The problem comes when we put ourselves into artificial groups which don’t really need to exist, and then when such groups are pitted as rivals against each other. Religion is being used to legitimise vitriol more and more; you can watch a truly horrifying explanation of that here. As much as someone’s personal beliefs may mean to them, if religion is such a divisive force, surely it is time humanity grew beyond it.

Not The Protest I Expected

I just got back from another trip to Westminster, and I think it’s fair to say that I’m absolutely furious. I went up there again today, this time to check out the protests about the assisted dying bill. To be honest I don’t have that strong an opinion on the issue as I can see both sides of the argument, but by and large I share the fear that it could lead to vulnerable and disabled people being pressured into ending their lives.

I got to Parliament Square to find it slightly quieter than I had been expecting: this event obviously wasn’t as big as the last one I had been to up there. It took me a while to find the protest, slightly along the road from the Houses of Parliament. When I did, though, I was almost instantly appalled. I had been expecting to find plenty of my fellow disabled people, but instead the action was peopled by able-bodied religious nutcases! There were speeches being made about how this act would go against the will of god, the commandments and everything. While disabled people and our rights were mentioned once or twice, the emphasis seemed to be on religion, particularly Christianity. To begin with I could just about tolerate it, but when the lady speaking invited everyone to pray I had had enough.
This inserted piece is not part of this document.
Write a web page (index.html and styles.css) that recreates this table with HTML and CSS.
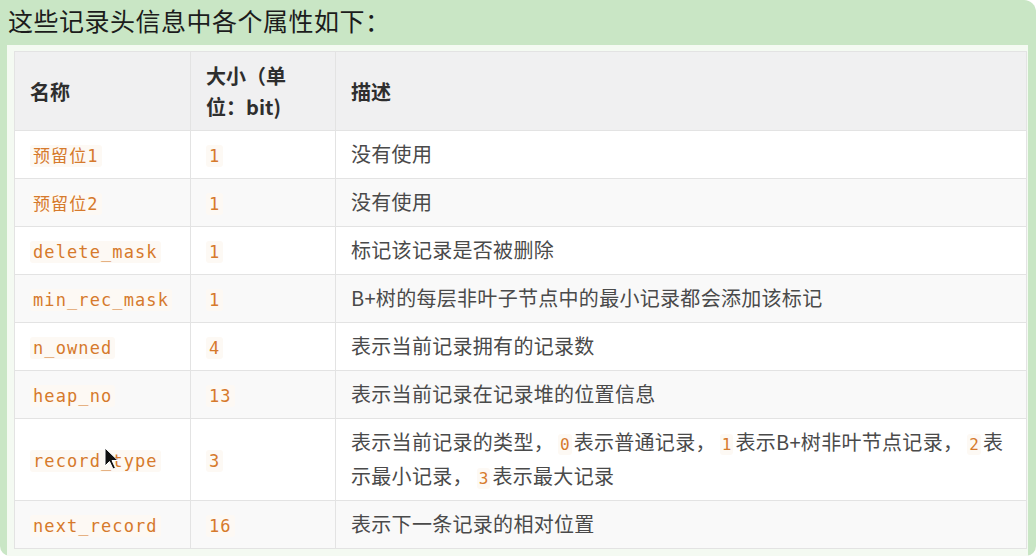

Political protests are, by their very definition, political; and religion has no place whatsoever in politics. These people were close imposing their religious views on quite a critical issue, and essentially using it to promote their anachronistic belief system. You don’t need to believe in any gods to be concerned about what might arise from this change in the law, and that, sooner or later vulnerable people may start feeling pressured into opting to end their lives when they otherwise might not. That would strike anyone with a grain of human decency as problematic. Yet the people there were trying to make it seem like an entirely religious issue, and that they were acting on behalf of their god.

I have written many entries on here about what I think about religion: it is a harmful, dangerous anachronism which humanity needs to outgrow. Thus to find these people there, usurping the issue at hand for their idiotic belief system, really pissed me off. Fortunately the event was drawing to a clear by the time I got there, but it really pissed me off to see it being hijacked like that. This is quite a sensitive political issue: it needs to be dealt with rationally and thoughtfully, not by people who derive their entire worldview from a set of bronze age fairytales.

Welby’s Opinions are Irrelevant

I really wish Justin Welby and guys like him would keep their opinions to themselves, and stop trying to intrude into UK politics. I just heard that Welby has spoken out against the Assisted Dying Bill, saying that it was the beginning of a ‘slippery slope’ to something far darker. Now, I am more or less on the fence when it comes to assisted suicide: yes, people should have a right to choose what to do with their lives; but I also think such bills open up dangers and risks which need to be guarded against. That isn’t what has got me agitated this morning though. What I find offensive is that Welby thinks he has a right to interfere in UK politics, simply because he calls himself a reverend. I know I’ve written about this before, quite a few times, but it really angers me how some people think their religion awards them as much authority as elected politicians. Welby wasn’t elected by the public, he doesn’t have any relevant qualification which would make his views on the subject especially pertinent; he just thinks his religion gives him the right to tell the rest of us how to live our lives. I find that profoundly arrogant and insulting. Quite frankly, Welby should just be ignored, as we would ignore any other nutcase who claims he has an invisible imaginary friend telling them what to say.